Every week begins with a short, practical lesson such as:

  • How to define your ideal customer

  • How to run customer interviews

  • How to analyze feedback

  • How to build a simple MVP

  • How to refine your pitch

Lessons are short and instantly applicable - students use the concepts that same day.


2. Student Work Time (20 minutes)

Students apply what they learned by working on their products:

  • sketching prototypes

  • editing pitch slides

  • refining features

  • making pricing decisions

  • carving, 3D printing, sewing, or assembling their MVPs

  • practicing their pitch in pairs

The room buzzes with energy - students walk around interviewing each other, debating ideas, and refining their work like real creators.


3. Pitch Time (25 minutes)

Each student presents:

  • their idea

  • what changed from last week

  • what they tested

  • what they learned

  • what they’re planning next

The class gives feedback using our friendly “Start, Stop, Continue” method.

Over time, we see remarkable changes:

  • The quietest students start raising their hands.

  • The boldest students learn to structure their thoughts.

  • Everyone starts asking smarter questions.


4. Founder Reflection (Last 10 minutes)

Every session ends with a guided debrief:

  • What surprised you today?

  • What feedback did you get?

  • What would you change next week?

  • What action will you take before the next class?

Students learn the core entrepreneurial truth:

Your first idea will not be your final idea - and that’s a good thing.


Student delivering a weekly pitch during entrepreneurship classes for teens at Launchpad Juniors.

Iterating on Ideas: When Students Discover That Failure Is Data


One of the most exciting moments for our Fall 2025 cohort happened around Week 3–4, when students realized:

  • some of their ideas were too complicated

  • some were too expensive

  • some didn’t resonate with customers

  • some needed a new direction

For most teens, this was their first time understanding that iteration is not failure - it’s progress.

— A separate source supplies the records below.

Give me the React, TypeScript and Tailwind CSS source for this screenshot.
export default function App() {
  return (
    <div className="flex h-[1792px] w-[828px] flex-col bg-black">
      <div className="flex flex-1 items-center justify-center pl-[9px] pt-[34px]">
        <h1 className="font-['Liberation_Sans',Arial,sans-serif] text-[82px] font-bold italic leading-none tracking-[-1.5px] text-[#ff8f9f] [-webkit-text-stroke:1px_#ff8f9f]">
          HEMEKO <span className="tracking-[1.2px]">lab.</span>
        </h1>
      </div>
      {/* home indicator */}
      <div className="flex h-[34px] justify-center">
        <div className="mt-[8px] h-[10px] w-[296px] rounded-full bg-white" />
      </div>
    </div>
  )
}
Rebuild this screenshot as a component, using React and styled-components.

During interviews with customers, students found:

  • assumptions were wrong

  • features needed to change

  • designs had to be simplified

  • pricing needed to adjust

This is exactly how real startups operate and our students lived that experience firsthand.


A Supportive Environment That Encourages Growth

The boardroom setting at Venture X Ashburn plays a major role in shaping student behavior.

Students don’t feel like they’re “in class.” They feel like they’re building something meaningful.

The environment encourages them to:

  • speak professionally

  • listen actively

  • collaborate respectfully

  • think like creators

  • ask deeper questions

We’ve seen students who were shy at first begin leading discussions by Week 4. We’ve seen students start helping each other solve problems without being asked. We’ve seen friendships form around creativity and shared goals.

This is what experiential learning does - it brings out the best in young minds.


The Confidence Transformation

By the time students reach the final pitch day, their transformation is unmistakable:

  • They speak clearly.

  • They organize thoughts logically.

  • They respond calmly to questions.

  • They embrace feedback rather than fear it.

  • They know how to present to adults.

Confidence is the #1 outcome of this program, even more than the final product.


Final Thoughts

A Launchpad Juniors classroom is not about lectures or memorizing business terms. It’s about giving teens the space, structure, and support to:

  • build

  • test

  • think

  • revise

  • speak

  • and grow

Inside our classroom, students learn not only how to create products - they learn how to express themselves, how to bounce back from setbacks, and how to believe in their own ideas.

This is entrepreneurship education the way it should be: hands-on, engaging, and transformative.